1. The lie of The Mass
2. The lie of the role of Mary
3. The lie of Tradition over Scripture
4. The lie of Veneration (worship) of images
5. The lie of the false Sacraments
6. The lie of Purgatory
7. The lie to Paganism


----------



## donk (Jul 4, 2011)

Thank you Dudley,

You're right that there is a mass exodus of rank and file Catholics to Protestantism. I've known a few who did so who are not particularly theologically minded and have ended up in mainstream evangelicalism. These folks tell me that they simply weren't getting any teaching in the Catholic Church. The rituals no longer appealed to them. Then there are those like yourself who have seriously studied the issues and been led to reject Romanism as being in opposition to the teachings of Scripture.

But the world of conservative Christian academe stands in contrast to this, I would suggest. The young and clever are rejecting the informal worship of their parents' generation (the 60s and 70s) and returning to high church liturgy, incense, cathedrals, tradition, pictures of Christ, vestments, liturgical calendars etc. etc. I think Catholicism is attractive to many who are looking for a return to standards and solemn reverential worship, and who find "the right of private judgment" as historically upheld in the Reformed tradition to be a barrier to having the sort of Church they would wish for.

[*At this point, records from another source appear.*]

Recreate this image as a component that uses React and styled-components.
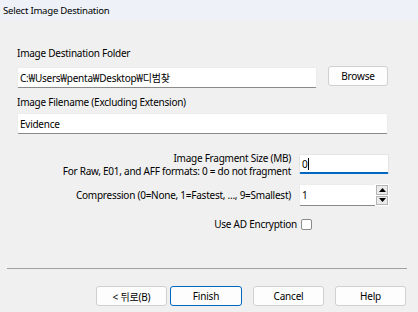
import React from 'react';
import styled, { createGlobalStyle } from 'styled-components';

const Global = createGlobalStyle`
  html, body {
    margin: 0;
    padding: 0;
    background: #f0f0f0;
  }
  body {
    font-family: "Noto Sans", "Noto Sans CJK KR", sans-serif;
    font-size: 10px;
    letter-spacing: -0.25px;
    color: #000;
  }
`;

const Window = styled.div`
  width: 418px;
  height: 312px;
  background: #f0f0f0;
  display: flex;
  flex-direction: column;
  overflow: hidden;
`;

const TitleBar = styled.div`
  height: 20px;
  flex: none;
  background: #eef2f8;
  padding-left: 3px;
  display: flex;
  align-items: center;
  font-size: 9.6px;
`;

const Body = styled.div`
  flex: 1;
  display: flex;
  flex-direction: column;
  padding: 26px 30px 0 17px;
`;

const Label = styled.div`
  height: 14px;
  line-height: 14px;
  margin-top: ${(p) => p.$top || 0}px;
  margin-bottom: ${(p) => p.$gap || 6}px;
`;

const Row = styled.div`
  display: flex;
  align-items: flex-start;
  gap: 11px;
`;

const TextInput = styled.div`
  box-sizing: border-box;
  height: ${(p) => p.$h || 21}px;
  flex: ${(p) => (p.$grow ? 1 : 'none')};
  margin-top: ${(p) => p.$top || 0}px;
  background: #fff;
  border: 1px solid ${(p) => (p.$focus ? '#e5e5e5' : '#ececec')};
  border-bottom: ${(p) => (p.$focus ? '2px solid #0067c0' : '1px solid #8a8a8a')};
  border-radius: 2px;
  padding: 0 2px;
  display: flex;
  align-items: center;
  position: relative;
`;

const Caret = styled.span`
  display: inline-block;
  width: 1px;
  height: 12px;
  background: #000;
  margin-left: 1px;
`;

const Button = styled.button`
  box-sizing: border-box;
  width: ${(p) => p.$w || 71}px;
  height: 20px;
  flex: none;
  background: #fdfdfd;
  border: 1px solid ${(p) => (p.$primary ? '#0067c0' : '#d0d0d0')};
  border-radius: 3px;
  font-family: inherit;
  font-size: 10px;
  letter-spacing: -0.2px;
  color: #000;
  padding: 0;
  margin-left: ${(p) => p.$ml || 0}px;
`;

const FieldGrid = styled.div`
  display: grid;
  grid-template-columns: 274px 90px;
  column-gap: 8px;
  align-items: ${(p) => p.$align || 'center'};
  margin-top: ${(p) => p.$top || 0}px;
`;

const RightLabel = styled.div`
  text-align: right;
  line-height: 13px;
  white-space: nowrap;
`;

const Spin = styled.div`
  position: absolute;
  right: -1px;
  top: -1px;
  bottom: -1px;
  width: 14px;
  display: flex;
  flex-direction: column;
  gap: 1px;
  padding: 1px;
  box-sizing: border-box;
  background: #fff;
`;

const SpinBtn = styled.div`
  flex: 1;
  background: #eaeaea;
  border: 1px solid #b4b4b4;
  display: flex;
  align-items: center;
  justify-content: center;
`;

const CheckRow = styled.div`
  display: flex;
  justify-content: flex-end;
  align-items: center;
  gap: 4px;
  height: 14px;
  padding-right: 76px;
  margin-top: 11px;
`;

const Check = styled.span`
  box-sizing: border-box;
  width: 11px;
  height: 11px;
  border: 1px solid #8a8a8a;
  border-radius: 2px;
  background: #fff;
`;

const Separator = styled.div`
  height: 1px;
  background: #a0a0a0;
  margin: 37px -19px 0 -10px;
`;

const Buttons = styled.div`
  display: flex;
  justify-content: flex-end;
  margin: 17px -18px 0 0;
`;

const Arrow = ({ down }) => (
  <svg width="7" height="4" viewBox="0 0 7 4">
    <path d={down ? 'M0 0h7L3.5 4z' : 'M3.5 0L7 4H0z'} fill="#000" />
  </svg>
);

export default function App() {
  return (
    <Window>
      <Global />
      <TitleBar>Select Image Destination</TitleBar>
      <Body>
        <Label $gap={6}>Image Destination Folder</Label>
        <Row>
          <TextInput $grow $top={1}>C:₩Users₩penta₩Desktop₩디범찾</TextInput>
          <Button $w={60}>Browse</Button>
        </Row>
        <Label $top={7} $gap={4}>Image Filename (Excluding Extension)</Label>
        <TextInput>Evidence</TextInput>
        <FieldGrid $align="start" $top={18}>
          <RightLabel>
            Image Fragment Size (MB)
            <br />
            For Raw, E01, and AFF formats: 0 = do not fragment
          </RightLabel>
          <TextInput $focus $h={20} $top={2}>
            0<Caret />
          </TextInput>
        </FieldGrid>
        <FieldGrid $top={6}>
          <RightLabel>Compression (0=None, 1=Fastest, ..., 9=Smallest)</RightLabel>
          <TextInput $h={22}>
            1
            <Spin>
              <SpinBtn>
                <Arrow />
              </SpinBtn>
              <SpinBtn>
                <Arrow down />
              </SpinBtn>
            </Spin>
          </TextInput>
        </FieldGrid>
        <CheckRow>
          Use AD Encryption
          <Check />
        </CheckRow>
        <Separator />
        <Buttons>
          <Button>&lt; 뒤로(B)</Button>
          <Button $primary $ml={3} $w={72}>Finish</Button>
          <Button $ml={11}>Cancel</Button>
          <Button $ml={11}>Help</Button>
        </Buttons>
      </Body>
    </Window>
  );
}
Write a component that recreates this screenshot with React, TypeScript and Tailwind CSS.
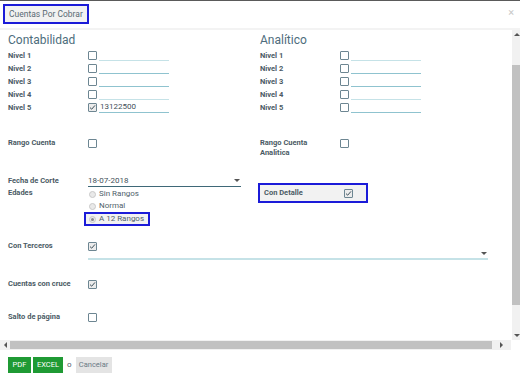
import { useState } from 'react';

function Check({ checked = false }: { checked?: boolean }) {
  return (
    <span
      className={`w-[9px] h-[9px] border border-[#6d8692] rounded-[1px] flex items-center justify-center shrink-0 ${
        checked ? 'bg-[#ececec]' : 'bg-white'
      }`}
    >
      {checked && (
        <svg width="7" height="7" viewBox="0 0 7 7">
          <path d="M1 3.6 L2.7 5.2 L6 1.4" fill="none" stroke="#3d4f59" strokeWidth="1" />
        </svg>
      )}
    </span>
  );
}

function Radio({ checked = false }: { checked?: boolean }) {
  return (
    <span className="w-[7px] h-[7px] rounded-full border border-[#c9c9c9] bg-[#e9e9e9] flex items-center justify-center shrink-0">
      {checked && <span className="w-[3px] h-[3px] rounded-full bg-[#8a8a8a]" />}
    </span>
  );
}

function Label({ children }: { children: React.ReactNode }) {
  return <span className="w-[80px] shrink-0 text-[7.5px] font-bold text-[#4b5b65] leading-[10px]">{children}</span>;
}

function NivelRow({ n, checked = false, value = '', light = false }: { n: number; checked?: boolean; value?: string; light?: boolean }) {
  return (
    <div className="h-[13px] flex items-center">
      <Label>Nivel {n}</Label>
      <Check checked={checked} />
      <div className={`ml-[2px] w-[70px] h-[11px] border-b ${light ? 'border-[#c5e2e7]' : 'border-[#8fc3cf]'} text-[8px] leading-[10px] text-[#3f4f59] pl-[1px]`}>
        {value}
      </div>
    </div>
  );
}

function Arrow({ dir }: { dir: 'up' | 'down' | 'left' | 'right' }) {
  const pts = {
    up: '0,4 3,1 6,4',
    down: '0,1 3,4 6,1',
    left: '4,0 1,3 4,6',
    right: '1,0 4,3 1,6',
  }[dir];
  const w = dir === 'up' || dir === 'down' ? 6 : 5;
  const h = dir === 'up' || dir === 'down' ? 5 : 6;
  return (
    <svg width={w} height={h} viewBox={`0 0 ${w} ${h}`}>
      <polygon points={pts} fill="#555" />
    </svg>
  );
}

export default function App() {
  const [edades, setEdades] = useState('a12');

  return (
    <div className="w-[520px] h-[381px] bg-white flex flex-col overflow-hidden" style={{ fontFamily: 'Roboto, "Liberation Sans", sans-serif' }}>
      <div className="h-[1px] bg-[#5a5a5a]" />

      {/* Header */}
      <div className="h-[27px] flex items-start justify-between pl-[3px] pr-[6px] pt-[3px]">
        <div className="h-[20px] w-[86px] px-[4px] border-2 border-[#1b1bd8] bg-[#f2f2f2] flex items-center text-[8.5px] text-[#5a6a73]">
          Cuentas Por Cobrar
        </div>
        <span className="text-[11px] text-[#c8c8c8] mt-[4px] leading-[10px]">×</span>
      </div>
      <div className="h-[2px] bg-[#f3f3f3]" />

      {/* Body */}
      <div className="flex h-[310px]">
        <div className="flex-1 pl-[8px] pt-[1px]">
          <div className="flex">
            <div className="w-[252px]">
              <h2 className="text-[12px] leading-[18px] text-[#4d6d7c]">Contabilidad</h2>
              <NivelRow n={1} light />
              <NivelRow n={2} />
              <NivelRow n={3} />
              <NivelRow n={4} light />
              <NivelRow n={5} checked value="13122500" />
            </div>
            <div className="w-[252px]">
              <h2 className="text-[12px] leading-[18px] text-[#4d6d7c]">Analítico</h2>
              <NivelRow n={1} light />
              <NivelRow n={2} />
              <NivelRow n={3} />
              <NivelRow n={4} light />
              <NivelRow n={5} />
            </div>
          </div>

          <div className="flex mt-[24px] h-[26px]">
            <div className="w-[252px] flex items-start">
              <Label>Rango Cuenta</Label>
              <span className="mt-[1px]"><Check /></span>
            </div>
            <div className="w-[252px] flex items-start">
              <Label>
                Rango Cuenta
                <br />
                Analitica
              </Label>
              <span className="mt-[1px]"><Check /></span>
            </div>
          </div>

          <div className="flex mt-[11px]">
            <div className="w-[252px]">
              <div className="flex items-center h-[12px]">
                <Label>Fecha de Corte</Label>
                <div className="w-[153px] h-[12px] border-b border-[#3f6878] flex items-center justify-between text-[8px] text-[#3f4f59]">
                  <span>18-07-2018</span>
                  <span className="mr-[1px]"><Arrow dir="down" /></span>
                </div>
              </div>
              <div className="flex items-start mt-[1px]">
                <Label>Edades</Label>
                <div className="flex flex-col -ml-[4px]">
                  {[
                    ['sin', 'Sin Rangos'],
                    ['normal', 'Normal'],
                    ['a12', 'A 12 Rangos'],
                  ].map(([k, t]) => (
                    <button
                      key={k}
                      onClick={() => setEdades(k)}
                      className={`h-[12px] flex items-center gap-[3px] px-[3px] text-[8px] text-[#50616b] ${
                        k === 'a12' ? 'h-[14px] w-[66px] border-2 border-[#1b1bd8] bg-[#f2f2f2]' : 'pl-[5px]'
                      }`}
                    >
                      <Radio checked={edades === k} />
                      {t}
                    </button>
                  ))}
                </div>
              </div>
            </div>
            <div className="w-[252px] pt-[8px] -ml-[2px]">
              <div className="w-[110px] h-[20px] border-2 border-[#1b1bd8] bg-[#f2f2f2] flex items-center pl-[4px]">
                <Label>Con Detalle</Label>
                <Check checked />
              </div>
            </div>
          </div>

          <div className="mt-[14px]">
            <div className="flex items-center h-[12px]">
              <Label>Con Terceros</Label>
              <Check checked />
            </div>
            <div className="ml-[80px] w-[400px] h-[8px] border-b-2 border-[#c5e2e7] flex justify-end items-start">
              <span className="-mt-[1px] mr-[1px]"><Arrow dir="down" /></span>
            </div>
          </div>

          <div className="flex items-center h-[12px] mt-[18px]">
            <Label>Cuentas con cruce</Label>
            <Check checked />
          </div>

          <div className="flex items-center h-[12px] mt-[21px]">
            <Label>Salto de página</Label>
            <Check />
          </div>
        </div>

        {/* Vertical scrollbar */}
        <div className="w-[9px] bg-[#f1f1f1] flex flex-col items-center">
          <div className="h-[9px] flex items-center"><Arrow dir="up" /></div>
          <div className="mt-[26px] w-[9px] h-[240px] bg-[#c1c1c1]" />
          <div className="flex-1" />
          <div className="h-[9px] flex items-center"><Arrow dir="down" /></div>
        </div>
      </div>

      {/* Horizontal scrollbar */}
      <div className="h-[10px] flex">
        <div className="flex-1 bg-[#f1f1f1] flex items-center">
          <div className="w-[10px] flex justify-center"><Arrow dir="left" /></div>
          <div className="w-[482px] h-[8px] bg-[#c1c1c1]" />
          <div className="flex-1 flex justify-center"><Arrow dir="right" /></div>
        </div>
        <div className="w-[9px] bg-white" />
      </div>

      {/* Footer */}
      <div className="flex items-center gap-[2px] pl-[8px] pt-[7px]">
        <button className="h-[16px] w-[23px] bg-[#1f9a34] text-white text-[7.5px]">PDF</button>
        <button className="h-[16px] w-[30px] bg-[#1f9a34] text-white text-[7.5px]">EXCEL</button>
        <span className="text-[8px] text-[#50616b] mx-[2px]">o</span>
        <button className="h-[16px] w-[36px] bg-[#e4e4e4] text-[#6a7a84] text-[7.5px]">Cancelar</button>
      </div>
    </div>
  );
}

Converting to Catholicism is a fashion among the well-educated, particularly those like me who have devoted themselves to the study of the classical tradition. Some begin a Baptist, become Reformed, then Anglican, before ending up Greek Orthodox or Roman Catholic. Within the classical Christian school movement there is, in my humble opinion, often a failure to discern where pagan traditions inimical to Biblical Christianity have crept in. In our eagerness to rehabilitate the Medieval period of Church History from being labelled "The Dark Ages" we must not forget to balance that with a proper critique of the darkness that did prevail in that period.


----------



## Philip (Jul 4, 2011)

> Converting to Catholicism is a fashion among the well-educated, particularly those like me who have devoted themselves to the study of the classical tradition. Some begin a Baptist, become Reformed, then Anglican, before ending up Greek Orthodox or Roman Catholic. Within the classical Christian school movement there is, in my humble opinion, often a failure to discern where pagan traditions inimical to Biblical Christianity have crept in. In our eagerness to rehabilitate the Medieval period of Church History from being labelled "The Dark Ages" we must not forget to balance that with a proper critique of the darkness that did prevail in that period.



It may not, though, be an entirely bad thing for Protestants to affirm the true catholicity of our protest. I have long been comfortable with calling myself a reformed catholic. My heroes of the reformation are those, like Calvin, Bucer, and Cranmer, who recognized the catholic nature of the reformation movement and stood with those with whom they may have had minor theological disagreements while emphasizing their common cause for Christ. But even theologically, there is little in Calvin that cannot be found in Thomas Aquinas, Anselm, or Augustine. I think it important for reformed Protestants to be aware of their reformational heritage, but almost as important is that they be aware of their catholic heritage---because it is the Roman Church that has lost sight of the catholic faith, so boldly proclaimed in the creeds.


----------



## dudley (Jul 4, 2011)

P. F. Pugh said:


> > Converting to Catholicism is a fashion among the well-educated, particularly those like me who have devoted themselves to the study of the classical tradition. Some begin a Baptist, become Reformed, then Anglican, before ending up Greek Orthodox or Roman Catholic. Within the classical Christian school movement there is, in my humble opinion, often a failure to discern where pagan traditions inimical to Biblical Christianity have crept in. In our eagerness to rehabilitate the Medieval period of Church History from being labelled "The Dark Ages" we must not forget to balance that with a proper critique of the darkness that did prevail in that period.
> 
> 
> 
> It may not, though, be an entirely bad thing for Protestants to affirm the true catholicity of our protest. I have long been comfortable with calling myself a reformed catholic. My heroes of the reformation are those, like Calvin, Bucer, and Cranmer, who recognized the catholic nature of the reformation movement and stood with those with whom they may have had minor theological disagreements while emphasizing their common cause for Christ. But even theologically, there is little in Calvin that cannot be found in Thomas Aquinas, Anselm, or Augustine. I think it important for reformed Protestants to be aware of their reformational heritage, but almost as important is that they be aware of their catholic heritage---because it is the Roman Church that has lost sight of the catholic faith, so boldly proclaimed in the creeds.



I agree with my brother Philip completely. I left the Roman catholic church because the attempts of the reformers of Vatican II which hopefully would have eventually led Rome back to the true Gospel has been again uprooted and destroyed by the likes of Joseph Ratzinger who is trying to reintroduce the serious heresies and paractices of the pre vatican II church. I left and became a Reformed Protestant because I was returning to the 'catholic' church founded by Christ and the apostles. Those who look for the pagan practices of the Roman church becuase they are educated are being deceived by the devil, who I said in my earlier post 'makes the lie look like a truth and the truth look like a lie! Beware ! also of the papacy..it is a pagan and evil institution.....it is antichrist in its nature that is why I renounced the pope and the papacy when I left the Roman catholic church.


----------



## Joseph Scibbe (Jul 6, 2011)

elnwood said:


> Matthew Tringali said:
> 
> 
> > Not Reformed or anything, but a pretty standard work is The Story of Xnty (2 Volume) by Justo Gonzalez.
> ...



Picked up Vol 1 in paperback this weekend. Been a good thus far.